Around 200 people turned out including trade union representatives and workers from FG Wilson, Bombardier and a majority contingent from the Visteon workplace occupation. Around 30 Bus drivers in the city centre temporarily left their placement in a show of solidarity and support. Banners displayed at the march included ‘Your Job could be next’ and ‘One Solution, Revolution’.
Addressing the rally outside the City Hall, ICTU Assistant General Secretary Peter Bunting demanded action from the Stormont administration such as setting up a Workers’ Protection Fund to give financial help to the recent unemployed.
“It is perfectly within their powers to pass laws which can protect those workers at risk of redundancy,” he said.
Last week, visteon workers rejected an insulting offer from their former bosses, providing employees a cash payment equivalent to 16 weeks pay. Adding to insult has been the exclusion of Belfast union represantives from talks taking place between national union officials and the owners. This is not the first time, top union officials are shafted workers. Remember the Gate Gourmet strike in 2005 and recent hunger strike by the Belfast airport workers outside Transport House.
We must remain in control of our own struggles until demands are met, independent and not reliant on politicians and the union bureaucracy. In the face of company attempts to evict the workers occupation, we need to mobilise our communities and workers at home and across borders, both unionised and not in a show of defiance and solidarity. A victory for visteon workers is a victory for workers everywhere.

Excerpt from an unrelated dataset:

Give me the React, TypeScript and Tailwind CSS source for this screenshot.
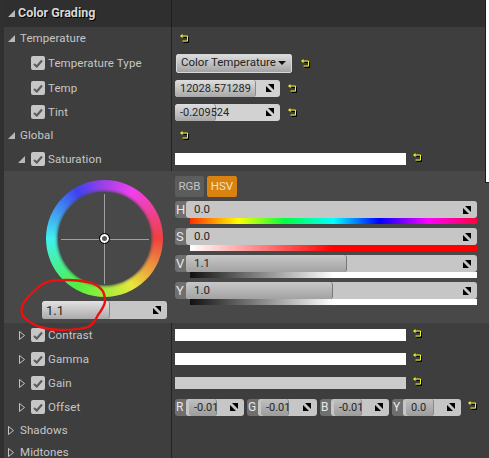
import type { ReactNode } from "react";

function Caret({ open }: { open: boolean }) {
  if (open) {
    return (
      <svg width="7" height="7" viewBox="0 0 7 7" className="shrink-0">
        <polygon points="7,0 7,7 0,7" fill="#b8b8b8" />
      </svg>
    );
  }
  return (
    <svg width="6" height="9" viewBox="0 0 6 9" className="shrink-0">
      <polygon points="0.5,0.5 5.5,4.5 0.5,8.5" fill="none" stroke="#c4c4c4" strokeWidth="1" />
    </svg>
  );
}

function Check() {
  return (
    <span className="flex h-[14px] w-[14px] shrink-0 items-center justify-center rounded-[2px] bg-[#c6c6c6]">
      <svg width="10" height="9" viewBox="0 0 10 9">
        <path d="M1 5 L3.8 7.5 L9 1.5" fill="none" stroke="#5c5c5c" strokeWidth="2.2" />
      </svg>
    </span>
  );
}

function Reset({ className = "" }: { className?: string }) {
  return (
    <svg width="9" height="9" viewBox="0 0 9 9" className={`shrink-0 ${className}`}>
      <path d="M2.5 2.5H7.5V7.5H2.5" transform="translate(1 1)" fill="none" stroke="#000" strokeWidth="1" />
      <path d="M1.5 2H7.5V7H2.5" fill="none" stroke="#f6f61e" strokeWidth="1" />
      <polygon points="0,2 2.5,0 2.5,4" fill="#f6f61e" />
    </svg>
  );
}

function Spin() {
  return (
    <svg width="8" height="8" viewBox="0 0 8 8" className="shrink-0">
      <polygon points="2,0 8,0 8,6" fill="#000" />
      <polygon points="0,2 6,8 0,8" fill="#000" />
    </svg>
  );
}

function Row({ h, left, children }: { h: string; left: ReactNode; children?: ReactNode }) {
  return (
    <div className={`flex ${h}`}>
      <div className="flex w-[167px] shrink-0 items-center text-[11.5px] tracking-[0.1px] text-[#c6c6c6]">{left}</div>
      <div className="w-px shrink-0 bg-[#232323]" />
      <div className="flex min-w-0 flex-1 items-center pl-[3px]">{children}</div>
    </div>
  );
}

function Prop({ label, indent, caret }: { label: string; indent: string; caret?: boolean | "open" }) {
  return (
    <div className={`flex items-center ${indent}`}>
      {caret !== undefined && (
        <span className="mr-[6px] flex w-[7px] justify-center">
          <Caret open={caret === "open"} />
        </span>
      )}
      <Check />
      <span className="ml-[3px] pt-[2px]">{label}</span>
    </div>
  );
}

function Section({ label, open }: { label: string; open: boolean }) {
  return (
    <div className="flex items-center">
      <span className="flex w-[16px] justify-start pl-[4px]">
        <Caret open={open} />
      </span>
      <span className="pt-[1px]">{label}</span>
    </div>
  );
}

function NumField({ value, fill, w, bg = "bg-[#d2d2d2]" }: { value: string; fill: string; w: string; bg?: string }) {
  return (
    <div className={`relative flex h-[17px] items-center justify-end overflow-hidden rounded-[3px] pr-[6px] ${w} ${bg}`}>
      <div
        className={`absolute inset-y-0 left-0 rounded-[3px] border-r border-[#8a8a8a] bg-gradient-to-b from-[#dedede] to-[#a8a8a8] ${fill}`}
      />
      <span className="absolute left-[5px] text-[11px] leading-none text-[#262626]">{value}</span>
      <span className="relative">
        <Spin />
      </span>
    </div>
  );
}

function Channel({ label, value, fill, strip }: { label: string; value: string; fill?: string; strip: string }) {
  return (
    <div>
      <div className="flex h-[17px]">
        <span className="flex w-[14px] items-center rounded-l-[3px] bg-[#6f6f6f] pl-[1px] text-[13px] leading-none text-[#e8e8e8]">
          {label}
        </span>
        <div className="relative -ml-[3px] flex h-[17px] w-[291px] items-center justify-end overflow-hidden rounded-[3px] bg-[#c6c6c6] pr-[6px]">
          {fill && (
            <div
              className={`absolute inset-y-0 left-0 rounded-[3px] border-r border-[#777] bg-gradient-to-b from-[#c8c8c8] to-[#a2a2a2] ${fill}`}
            />
          )}
          <span className="absolute left-[8px] text-[11.5px] leading-none text-[#262626]">{value}</span>
          <span className="relative">
            <Spin />
          </span>
        </div>
      </div>
      <div className={`ml-[15px] h-[6px] w-[287px] ${strip}`} />
    </div>
  );
}

function Mini({ label, value, fill, w }: { label: string; value: string; fill: string; w: string }) {
  return (
    <div className="flex h-[17px]">
      <span className="flex w-[14px] items-center rounded-l-[3px] bg-[#6f6f6f] pl-[1px] text-[12px] leading-none text-[#e8e8e8]">
        {label}
      </span>
      <div className={`relative -ml-[3px] flex h-[17px] items-center justify-end overflow-hidden rounded-[3px] bg-[#c6c6c6] pr-[6px] ${w}`}>
        <div className={`absolute inset-y-0 left-[3px] rounded-[3px] border-r border-[#888] bg-gradient-to-b from-[#c0c0c0] to-[#9c9c9c] ${fill}`} />
        <span className="absolute left-[8px] text-[11px] leading-none text-[#262626]">{value}</span>
        <span className="relative">
          <Spin />
        </span>
      </div>
    </div>
  );
}

function Swatch({ color }: { color: string }) {
  return (
    <div className="flex items-center">
      <div className={`h-[12px] w-[231px] ${color}`} />
      <Reset className="ml-[7px] -mt-[4px]" />
    </div>
  );
}

export default function App() {
  return (
    <div className="relative flex h-[458px] w-[489px] overflow-hidden bg-[#3e3e3e] font-['Roboto',sans-serif]">
      <div className="w-[4px] shrink-0 bg-[#303030]" />
      <div className="min-w-0 flex-1">
        {/* category header */}
        <div className="flex h-[27px] bg-[#2f2f2f]">
          <div className="flex w-[167px] items-center">
            <span className="flex w-[14px] justify-start pl-[4px]">
              <Caret open />
            </span>
            <span className="text-[12.5px] font-bold text-[#d8d8d8] [text-shadow:1px_1px_0_#000]">Color Grading</span>
          </div>
          <div className="w-px bg-[#1e1e1e]" />
        </div>

        <Row h="h-[23px]" left={<Section label="Temperature" open />}>
          <Reset className="ml-[5px]" />
        </Row>
        <Row h="h-[26px]" left={<Prop label="Temperature Type" indent="pl-[27px]" />}>
          <div className="ml-[1px] flex h-[19px] w-[116px] items-center rounded-[2px] border border-[#d8d8d8] bg-gradient-to-b from-[#dcdcdc] to-[#a4a4a4] pl-[4px] text-[11.5px] text-[#222]">
            <span>Color Temperature</span>
            <svg width="8" height="4" viewBox="0 0 8 4" className="ml-[2px] shrink-0">
              <polygon points="0,0 8,0 4,4" fill="#111" />
            </svg>
          </div>
          <Reset className="ml-[9px]" />
        </Row>
        <Row h="h-[24px]" left={<Prop label="Temp" indent="pl-[27px]" />}>
          <NumField value="12028.571289" fill="w-[81px]" w="w-[105px]" />
          <Reset className="ml-[8px]" />
        </Row>
        <Row h="h-[24px]" left={<Prop label="Tint" indent="pl-[27px]" />}>
          <NumField value="-0.209524" fill="w-[41px]" w="w-[105px]" />
          <Reset className="ml-[8px]" />
        </Row>
        <Row h="h-[23px]" left={<Section label="Global" open />}>
          <Reset className="ml-[5px]" />
        </Row>
        <Row h="h-[24px]" left={<Prop label="Saturation" indent="pl-[14px]" caret="open" />}>
          <Swatch color="bg-white" />
        </Row>

        {/* color wheel panel */}
        <div className="flex h-[152px] bg-[#484848]">
          <div className="w-[171px] shrink-0 pl-[38px] pt-[9px]">
            <div className="relative ml-[4px] flex h-[117px] w-[117px] items-center justify-center rounded-full bg-[conic-gradient(#a040e8,#f040f0_30deg,#f04040_90deg,#e8e83c_150deg,#50f040_210deg,#40f0f0_270deg,#4040f0_330deg,#a040e8)]">
              <div className="h-[93px] w-[93px] rounded-full bg-[#484848] shadow-[0_0_3px_1px_#484848]" />
              <div className="absolute left-[15px] top-1/2 h-px w-[88px] bg-[#a0a0a0]" />
              <div className="absolute left-[58px] top-[14px] h-[90px] w-px bg-[#a0a0a0]" />
              <div className="absolute left-[54px] top-[54px] h-[9px] w-[9px] rounded-full border-2 border-white bg-[#555] outline outline-1 outline-black" />
            </div>
            <div className="relative mt-[4px] flex h-[18px] w-[125px] items-center justify-end overflow-hidden rounded-[3px] bg-[#c6c6c6] pr-[6px]">
              <div className="absolute inset-y-0 left-0 w-[68px] rounded-[3px] border-r border-[#888] bg-gradient-to-b from-[#e2e2e2] to-[#ababab]" />
              <span className="absolute left-[4px] text-[13px] leading-none text-[#262626]">1.1</span>
              <span className="relative">
                <Spin />
              </span>
            </div>
          </div>
          <div className="pt-[5px]">
            <div className="flex gap-[3px]">
              <span className="flex h-[21px] w-[29px] items-center justify-center rounded-[2px] bg-[#5c5c5c] text-[11.5px] text-[#c4c4c4]">RGB</span>
              <span className="flex h-[21px] w-[30px] items-center justify-center rounded-[2px] bg-[#d9820f] text-[11.5px] text-[#f0e0c8]">HSV</span>
            </div>
            <div className="mt-[4px] flex flex-col gap-[4px]">
              <Channel
                label="H"
                value="0.0"
                strip="bg-[linear-gradient(90deg,#ff3000,#ffff00_17%,#00ff40_33%,#00ffff_50%,#0000ff_66%,#ff00ff_83%,#ff0040)]"
              />
              <Channel label="S" value="0.0" strip="bg-[linear-gradient(90deg,#fff,#ff0000_50%,#ff0000)]" />
              <Channel label="V" value="1.1" fill="w-[161px]" strip="bg-[linear-gradient(90deg,#111,#fff_50%,#fff)]" />
              <Channel label="Y" value="1.0" fill="w-[147px]" strip="bg-[linear-gradient(90deg,#111,#fff_50%,#fff)]" />
            </div>
          </div>
        </div>

        <Row h="h-[24px]" left={<Prop label="Contrast" indent="pl-[14px]" caret />}>
          <Swatch color="bg-white" />
        </Row>
        <Row h="h-[24px]" left={<Prop label="Gamma" indent="pl-[14px]" caret />}>
          <Swatch color="bg-white" />
        </Row>
        <Row h="h-[24px]" left={<Prop label="Gain" indent="pl-[14px]" caret />}>
          <Swatch color="bg-[#cbcbcb]" />
        </Row>
        <Row h="h-[24px]" left={<Prop label="Offset" indent="pl-[14px]" caret />}>
          <div className="flex items-center gap-[3px]">
            <Mini label="R" value="-0.01" fill="w-[28px]" w="w-[58px]" />
            <Mini label="G" value="-0.01" fill="w-[28px]" w="w-[59px]" />
            <Mini label="B" value="-0.01" fill="w-[28px]" w="w-[58px]" />
            <Mini label="Y" value="0.0" fill="w-[28px]" w="w-[58px]" />
          </div>
          <Reset className="ml-[7px] -mt-[4px]" />
        </Row>
        <Row h="h-[22px]" left={<Section label="Shadows" open={false} />} />
        <Row h="h-[23px]" left={<Section label="Midtones" open={false} />} />
      </div>

      {/* scrollbar thumb */}
      <div className="absolute right-0 top-0 h-[183px] w-[4px] border-b border-l border-[#1c1c1c] bg-white" />

      {/* red freehand mark */}
      <svg width="120" height="70" viewBox="0 0 120 70" className="absolute left-0 top-[272px]">
        <path
          d="M102 18 C97 12 90 10 87 10 C78 8 72 8 67 8 C58 8 52 8 47 10 C40 13 36 17 32 21 C27 26 23 30 22 35 C21 40 22 44 25 46 C29 50 34 53 40 55 C47 57 53 58 60 58 C72 58 84 57 90 54 C94 51 96 47 98 43 C101 39 104 35 105 30 C105 26 105 22 102 18"
          fill="none"
          stroke="#ee1010"
          strokeWidth="2.4"
        />
      </svg>
    </div>
  );
}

An international day of action suggested by Organise! comrades is a practical step in defence of the occupation. In the long- term, we must move beyond occupations towards removing the entire foundation of the status-quo resting on the antagonistic interest between capital and labour. The viable and practical vision of workers' control of industry is the only lasting solution.
For too long we have listened to sterile and boring speeches from top union officials who have more in common with the bosses than the rank and file. Our local administration on the hill a long time ago nailed their colours to flag of capital and turned their backs on us to face the brunt of dole ques, poverty wages and house evictions. The Visteon workplace occupations and 'boss-nappings' in France are leading by example.
We need to take the struggle of the Visteon workers back to our workplaces’ and communities, to strike and to occupy. Direct action sends a powerful message to the sound bites and betrayals from above, and is the most effective means we have to force concessions from the bosses. In the process building links of solidarity and support between unionised, non-unionised and unwaged. Bringing together occupations and sit-ins from Belfast and Glasgow to France and Greece, as their crisis is global and so is our resistance.